Return each line of the data below exactly, omitting any pictures.
+++
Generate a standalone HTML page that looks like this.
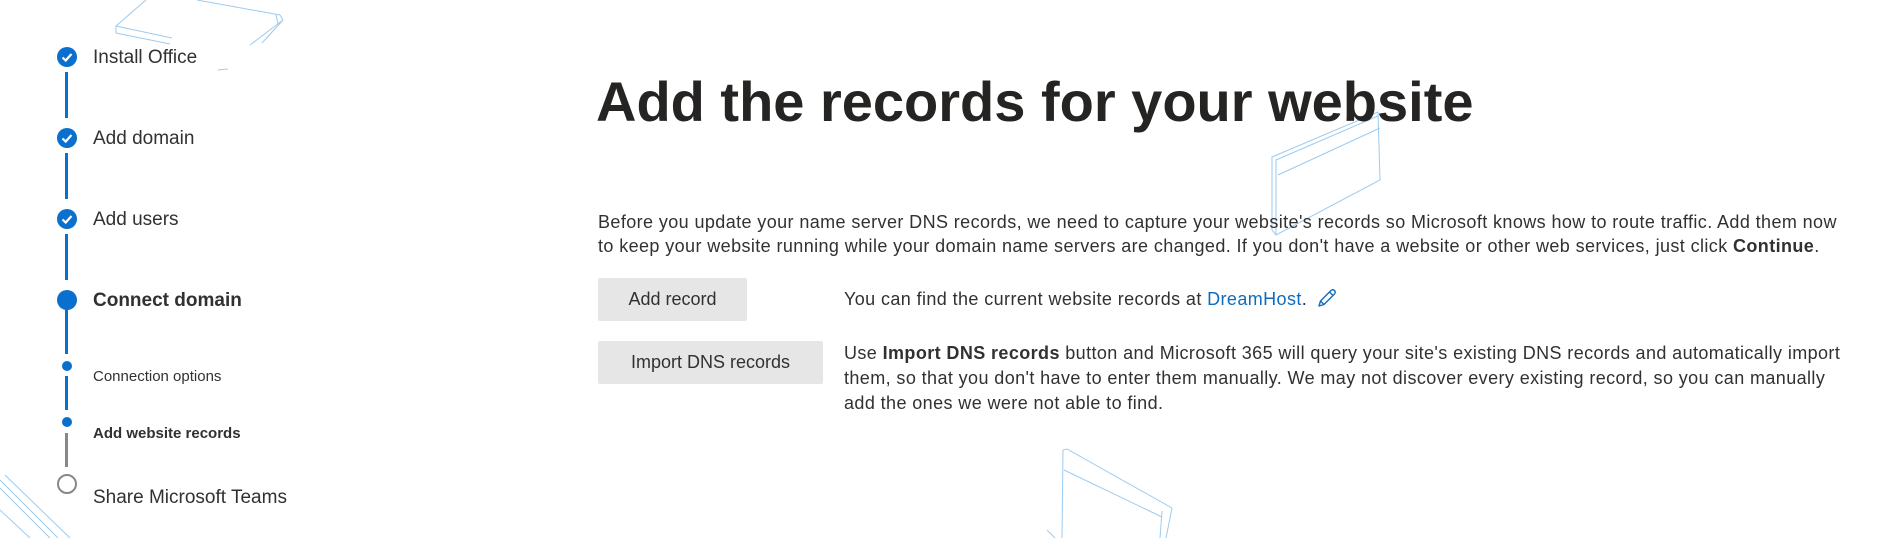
<!DOCTYPE html>
<html><head><meta charset="utf-8">
<style>
html,body{margin:0;padding:0;background:#fff;}
body{width:1899px;height:538px;position:relative;overflow:hidden;font-family:"Liberation Sans",sans-serif;color:#323130;}
.abs{position:absolute;white-space:nowrap;}
.step{position:absolute;left:93px;font-size:19px;line-height:24px;color:#323130;}
.sub{font-size:15px;}
.circ{position:absolute;left:57px;width:20px;height:20px;border-radius:50%;background:#0b6fce;}
.dot{position:absolute;left:62px;width:10px;height:10px;border-radius:50%;background:#0b6fce;}
.line{position:absolute;left:65px;width:3px;background:#0b6fce;}
.btn{position:absolute;background:#e6e6e6;border-radius:2px;font-size:18px;color:#323130;display:flex;align-items:center;justify-content:center;}
.t{font-size:18px;line-height:25px;letter-spacing:0.4px;}
</style></head><body>

<svg class="abs" style="left:0;top:0" width="1899" height="538">
 <g fill="none" stroke="#9ccbf0" stroke-width="1">
  <path d="M146 0 L116 26 L116 33 L170 44 M116 26 L172 38 M197 0 L280 15 L283 20 L250 45 M276 15 L278 24 M283 20 L262 43 M218 70 L228 69"/>
  <path d="M1272 157 L1378 112 L1380 180 L1276 235 L1272 230 Z M1276 235 L1276 160 L1378 116 M1278 175 L1380 128"/>
  <path d="M1063 450 L1067 449 L1172 508 L1166 538 M1063 450 L1062 538 M1064 470 L1162 517 M1162 511 L1160 538 M1047 530 L1055 538"/>
  <path d="M0 480 L58 538 M0 488 L50 538 M0 510 L30 538 M5 475 L70 538"/>
 </g>
</svg>

<div class="circ" style="top:47px"></div>
<div class="circ" style="top:128px"></div>
<div class="circ" style="top:209px"></div>
<svg class="abs" style="left:57px;top:47px" width="20" height="200"><g fill="none" stroke="#fff" stroke-width="2.2"><path d="M5.5 10.5 L8.7 13.5 L14.5 7"/><path d="M5.5 91.5 L8.7 94.5 L14.5 88"/><path d="M5.5 172.5 L8.7 175.5 L14.5 169"/></g></svg>
<div class="line" style="top:72px;height:46px"></div>
<div class="line" style="top:153px;height:46px"></div>
<div class="line" style="top:234px;height:46px"></div>
<div class="circ" style="top:290px"></div>
<div class="line" style="top:308px;height:46px"></div>
<div class="dot" style="top:361px"></div>
<div class="line" style="top:376px;height:34px"></div>
<div class="dot" style="top:417px"></div>
<div class="line" style="top:433px;height:34px;background:#8a8886"></div>
<div class="abs" style="left:57px;top:474px;width:16px;height:16px;border:2px solid #8a8886;border-radius:50%"></div>

<div class="step" style="top:46px">Install Office</div>
<div class="step" style="top:127px">Add domain</div>
<div class="step" style="top:208px">Add users</div>
<div class="step" style="top:289px;font-weight:bold">Connect domain</div>
<div class="step sub" style="top:365px">Connection options</div>
<div class="step sub" style="top:422px;font-weight:bold">Add website records</div>
<div class="step" style="top:486px">Share Microsoft Teams</div>

<div class="abs" style="left:596px;top:68px;font-size:56px;font-weight:bold;line-height:68px;color:#252423;letter-spacing:0px">Add the records for your website</div>

<div class="abs t" style="left:598px;top:210px">Before you update your name server DNS records, we need to capture your website's records so Microsoft knows how to route traffic. Add them now</div>
<div class="abs t" style="left:598px;top:234px">to keep your website running while your domain name servers are changed. If you don't have a website or other web services, just click <b>Continue</b>.</div>

<div class="btn" style="left:598px;top:278px;width:149px;height:43px">Add record</div>
<div class="btn" style="left:598px;top:341px;width:225px;height:43px">Import DNS records</div>

<div class="abs t" style="left:844px;top:287px">You can find the current website records at <span style="color:#0f6cbd">DreamHost</span>.</div>
<svg class="abs" style="left:1316px;top:287px" width="22" height="22"><path d="M3 19 L4.5 14 L15 3.5 Q17 2 18.5 3.5 Q20 5 18.5 7 L8 17.5 Z M13.5 5 L17 8.5 M4.5 14 L8 17.5" fill="none" stroke="#0f6cbd" stroke-width="1.4" stroke-linejoin="round"/></svg>

<div class="abs t" style="left:844px;top:341px">Use <b>Import DNS records</b> button and Microsoft 365 will query your site's existing DNS records and automatically import</div>
<div class="abs t" style="left:844px;top:366px">them, so that you don't have to enter them manually. We may not discover every existing record, so you can manually</div>
<div class="abs t" style="left:844px;top:391px">add the ones we were not able to find.</div>
</body></html>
+++
Reply:
Generate a standalone HTML page that looks like this.
<!DOCTYPE html>
<html><head><meta charset="utf-8">
<style>
html,body{margin:0;padding:0;background:#fff;}
body{width:1899px;height:538px;position:relative;overflow:hidden;font-family:"Liberation Sans",sans-serif;color:#323130;}
.abs{position:absolute;white-space:nowrap;}
.step{position:absolute;left:93px;font-size:19px;line-height:24px;color:#323130;}
.sub{font-size:15px;}
.circ{position:absolute;left:57px;width:20px;height:20px;border-radius:50%;background:#0b6fce;}
.dot{position:absolute;left:62px;width:10px;height:10px;border-radius:50%;background:#0b6fce;}
.line{position:absolute;left:65px;width:3px;background:#0b6fce;}
.btn{position:absolute;background:#e6e6e6;border-radius:2px;font-size:18px;color:#323130;display:flex;align-items:center;justify-content:center;}
.t{font-size:18px;line-height:25px;letter-spacing:0.4px;}
</style></head><body>

<svg class="abs" style="left:0;top:0" width="1899" height="538">
 <g fill="none" stroke="#9ccbf0" stroke-width="1">
  <path d="M146 0 L116 26 L116 33 L170 44 M116 26 L172 38 M197 0 L280 15 L283 20 L250 45 M276 15 L278 24 M283 20 L262 43 M218 70 L228 69"/>
  <path d="M1272 157 L1378 112 L1380 180 L1276 235 L1272 230 Z M1276 235 L1276 160 L1378 116 M1278 175 L1380 128"/>
  <path d="M1063 450 L1067 449 L1172 508 L1166 538 M1063 450 L1062 538 M1064 470 L1162 517 M1162 511 L1160 538 M1047 530 L1055 538"/>
  <path d="M0 480 L58 538 M0 488 L50 538 M0 510 L30 538 M5 475 L70 538"/>
 </g>
</svg>

<div class="circ" style="top:47px"></div>
<div class="circ" style="top:128px"></div>
<div class="circ" style="top:209px"></div>
<svg class="abs" style="left:57px;top:47px" width="20" height="200"><g fill="none" stroke="#fff" stroke-width="2.2"><path d="M5.5 10.5 L8.7 13.5 L14.5 7"/><path d="M5.5 91.5 L8.7 94.5 L14.5 88"/><path d="M5.5 172.5 L8.7 175.5 L14.5 169"/></g></svg>
<div class="line" style="top:72px;height:46px"></div>
<div class="line" style="top:153px;height:46px"></div>
<div class="line" style="top:234px;height:46px"></div>
<div class="circ" style="top:290px"></div>
<div class="line" style="top:308px;height:46px"></div>
<div class="dot" style="top:361px"></div>
<div class="line" style="top:376px;height:34px"></div>
<div class="dot" style="top:417px"></div>
<div class="line" style="top:433px;height:34px;background:#8a8886"></div>
<div class="abs" style="left:57px;top:474px;width:16px;height:16px;border:2px solid #8a8886;border-radius:50%"></div>

<div class="step" style="top:46px">Install Office</div>
<div class="step" style="top:127px">Add domain</div>
<div class="step" style="top:208px">Add users</div>
<div class="step" style="top:289px;font-weight:bold">Connect domain</div>
<div class="step sub" style="top:365px">Connection options</div>
<div class="step sub" style="top:422px;font-weight:bold">Add website records</div>
<div class="step" style="top:486px">Share Microsoft Teams</div>

<div class="abs" style="left:596px;top:68px;font-size:56px;font-weight:bold;line-height:68px;color:#252423;letter-spacing:0px">Add the records for your website</div>

<div class="abs t" style="left:598px;top:210px">Before you update your name server DNS records, we need to capture your website's records so Microsoft knows how to route traffic. Add them now</div>
<div class="abs t" style="left:598px;top:234px">to keep your website running while your domain name servers are changed. If you don't have a website or other web services, just click <b>Continue</b>.</div>

<div class="btn" style="left:598px;top:278px;width:149px;height:43px">Add record</div>
<div class="btn" style="left:598px;top:341px;width:225px;height:43px">Import DNS records</div>

<div class="abs t" style="left:844px;top:287px">You can find the current website records at <span style="color:#0f6cbd">DreamHost</span>.</div>
<svg class="abs" style="left:1316px;top:287px" width="22" height="22"><path d="M3 19 L4.5 14 L15 3.5 Q17 2 18.5 3.5 Q20 5 18.5 7 L8 17.5 Z M13.5 5 L17 8.5 M4.5 14 L8 17.5" fill="none" stroke="#0f6cbd" stroke-width="1.4" stroke-linejoin="round"/></svg>

<div class="abs t" style="left:844px;top:341px">Use <b>Import DNS records</b> button and Microsoft 365 will query your site's existing DNS records and automatically import</div>
<div class="abs t" style="left:844px;top:366px">them, so that you don't have to enter them manually. We may not discover every existing record, so you can manually</div>
<div class="abs t" style="left:844px;top:391px">add the ones we were not able to find.</div>
</body></html>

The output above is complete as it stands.